Likewise, the colonial term morisco was applied to a mixed-race person whose parents were a white Spaniard and a mulatto (an African-Spaniard), the equivalent of ‘quadroon’ in British colonies.

the Moors established the Umayyad caliphate in Cordoba. The court grew in wealth, power, and culture. Other cities full of Moorish culture were Toledo, Granada, and Seville.

Conclusion

Seven hundred years of Moorish influence left an unmistakable mark on Spain, making it markedly different even today from the rest of Western Europe. The Moors not only brought their religion, but also their music, their art, their view of life, and their architecture...two of the greatest examples of which are the Alhambra in Granada and the Escorial in Cordoba.

Contrary to conventional wisdom, it was Africans that brought civilization to Spain and large parts of Europe and not the other way around. Half of man's recorded history had passed before anyone in Europe could read or write. The priests of Egypt started to keep records written between 4000 and 3000 BC, but more than two thousand years later the poems of Homer were still circulated in the Greek city-states by word of mouth... while the Pharaohs were constructing pyramids, the Greeks were making nothing more distinguished than large garbage heaps.
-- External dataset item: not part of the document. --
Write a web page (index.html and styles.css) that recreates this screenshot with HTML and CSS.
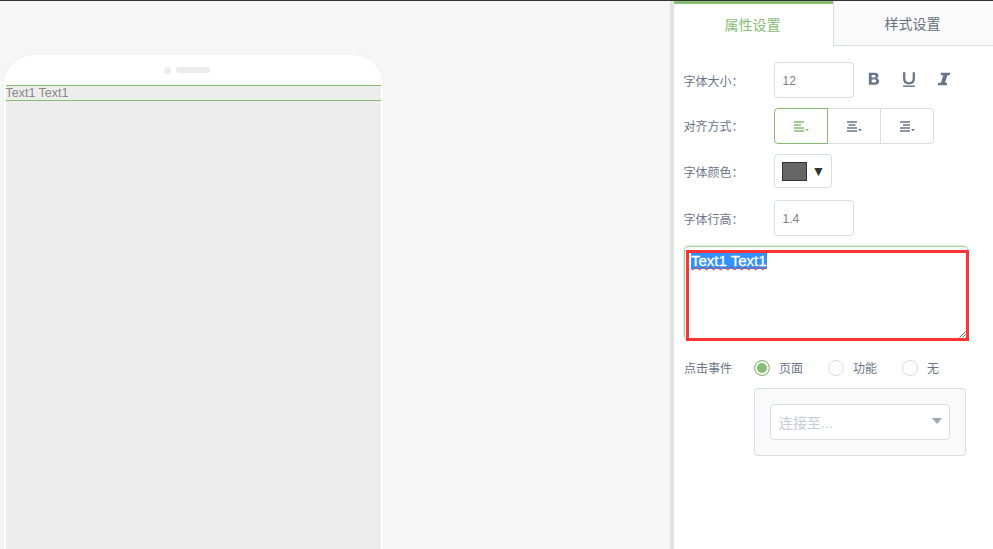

The first civilization of Europe was established on the Greek island of Crete in 1700 BC and the Greeks were primarily civilized by the Black Africans of the Nile Valley. The Greeks then passed on this acquired culture to the Romans who ultimately lost it; thus, initiating the Dark Ages that lasted for five centuries. Civilization was once again reintroduced to Europe when another group of Black Africans, The Moors, brought the Dark Ages to an end.

After the collapse of the Roman Empire multitudes of white warring tribes from the Caucasus were pushed into Western Europe by the invading Huns. The Moors invaded Spanish shores in 711 AD and African Muslims literally civilized the wild, white tribes from the Caucus. The Moors eventually ruled over Spain, Portugal, North Africa and southern France for over seven hundred years.